Шрифт:
Интервал:
Закладка:
Некрасов говорит об ощущении 1950-х годов, когда “нечем разговаривать” было не только улице, как у Маяковского, а “хоть бы и мне”. Сегодняшнему читателю трудно представить тогдашнее ощущение мертвенности клишированного сознания, поэзии и самой речи. То, от чего отталкивался потом соц-арт, тогда вызывало не усмешку (пусть даже кривую), а отвращение.
Некрасова причисляют к лианозовской группе (кроме ее создателя Евгения Кропивницкого из поэтов туда также входили Игорь Холин, Генрих Сапгир, Ян Сатуновский, близок к лианозовцам был друг Некрасова Михаил Соковнин).
“Само название „лианозовская группа” впервые было произнесено отнюдь не лианозовцами и даже не искусствоведами и критиками, а советскими чиновниками. Это произошло в 1963 году, когда Евгения Кропивницкого (художник и поэт. — Е. Г. ) исключали из Союза художников „за формализм” (после хрущевских разносов в Манеже). Одним из пунктов обвинения значилась „организация лианозовской группы”. Кропивницкий написал официальное объяснение: „Лианозовская группа состоит из моей жены Оли (Ольга Потапова —
художник. — Е. Г. ), моей дочки Вали (Валентина Кропивницкая — художник. — Е. Г. ), моего сына Льва (Лев Кропивницкий — художник и поэт. — Е. Г. ), внучки Кати, внука Саши и моего зятя Оскара Рабина (всемирно известный художник, в настоящее время живущий в Париже. — Е. Г. ). Так, в сущности, и было”. [1]

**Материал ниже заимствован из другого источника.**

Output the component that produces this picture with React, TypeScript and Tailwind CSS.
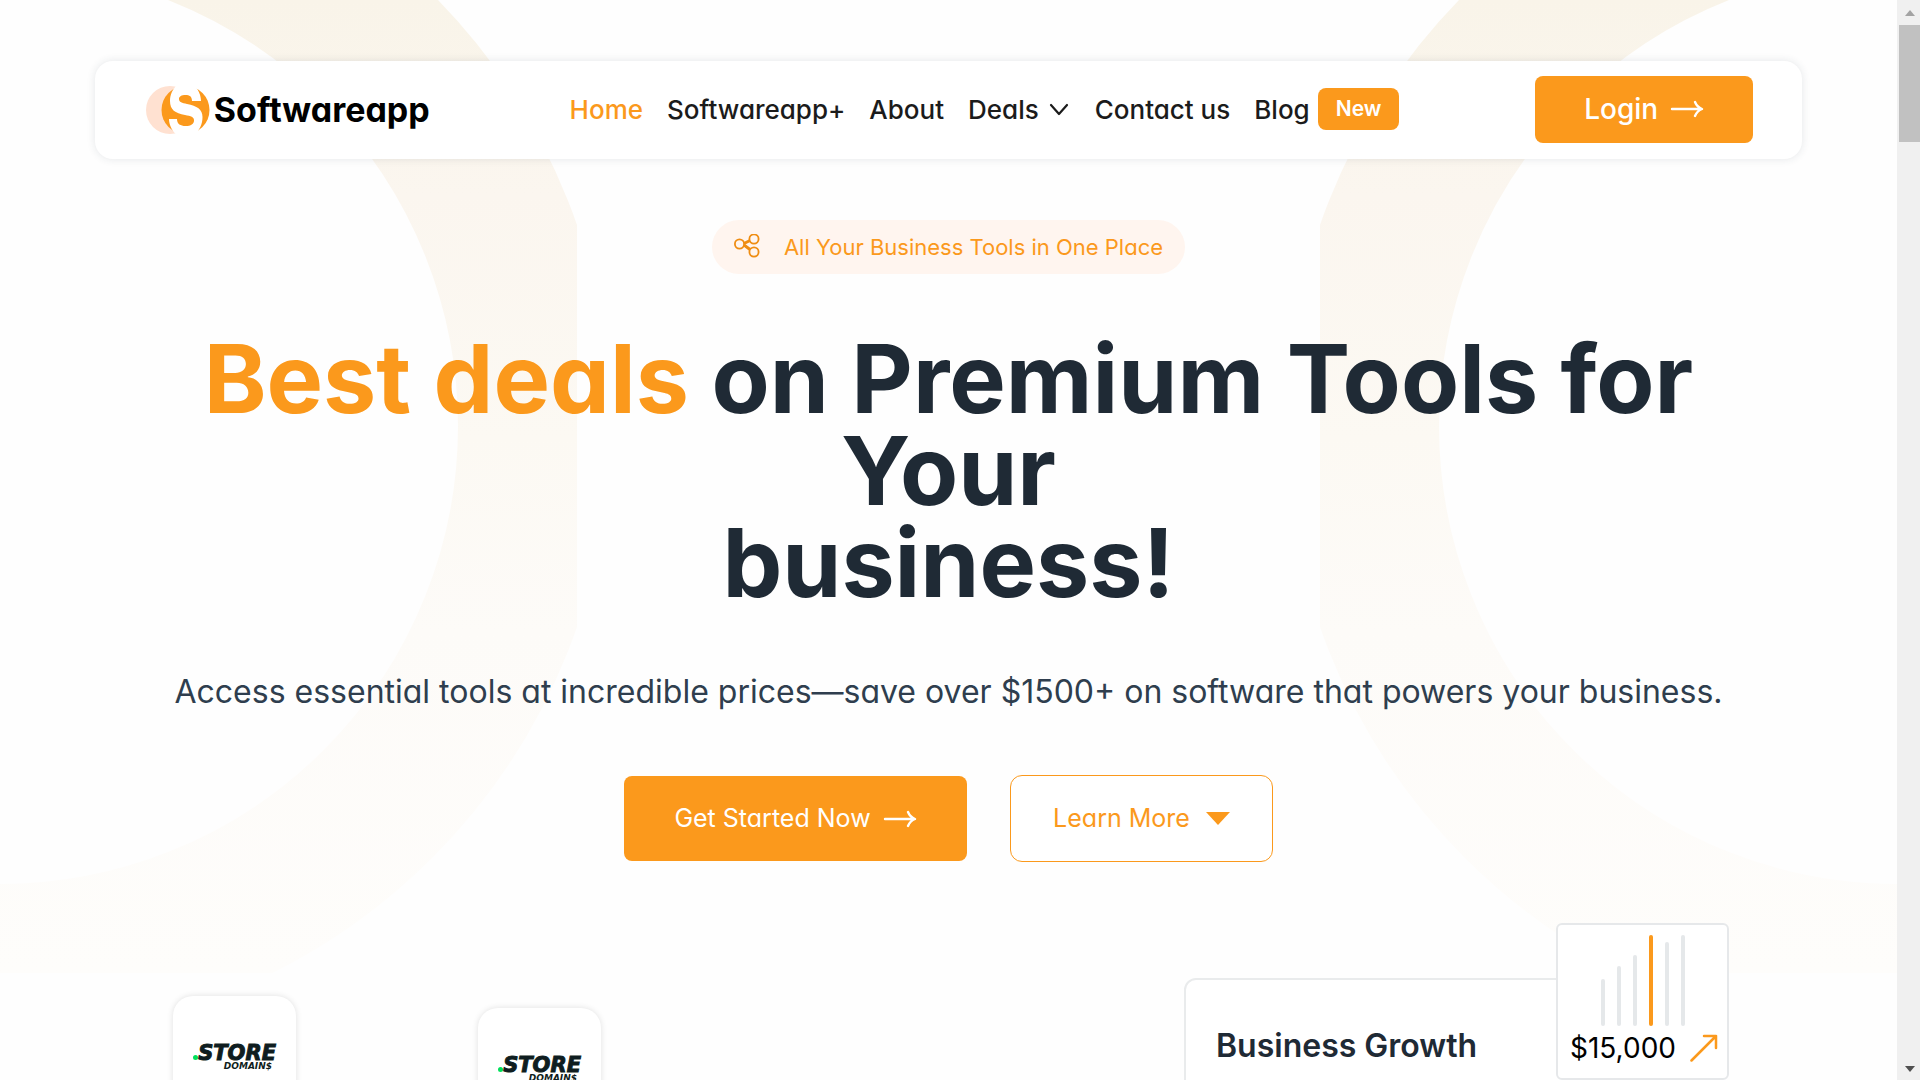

Некрасов пришел в Лианозово в 1959 году, будучи к тому времени автором самиздатского журнала “Синтаксис” Алика Гинзбурга. Помню рассказы Некрасова о том, как он приезжал к Евгению Леонидовичу Кропивницкому колоть дрова. Жили бедно. Барачная лирика Холина (“Умерла в бараке в 47 лет. / Детей нет. / Работала в мужском туалете. / Для чего жила на свете?”) была не “очернительством” и “чернухой”, как писали советские критики, а, что называется, правдой жизни.
У Некрасова есть нечто похожее.
Домики домики
Домики комики
домики домики жмут
жуть муть
Ничего же вот живут
Же муть же жуть
(Рабину. Лондон)
Но были и другие стихи.
а луна
голубая
глобальная
то
что луна
то луна
то что надо
над Лианозово
Лирическая оптика Некрасова позволяла ему видеть и мрачный барачный мир через луну, уж на что, казалось бы, поэтический штамп, а вот сказано: “то луна / то что надо” — и сцепление слов и смыслов открывает новое, не опробованное.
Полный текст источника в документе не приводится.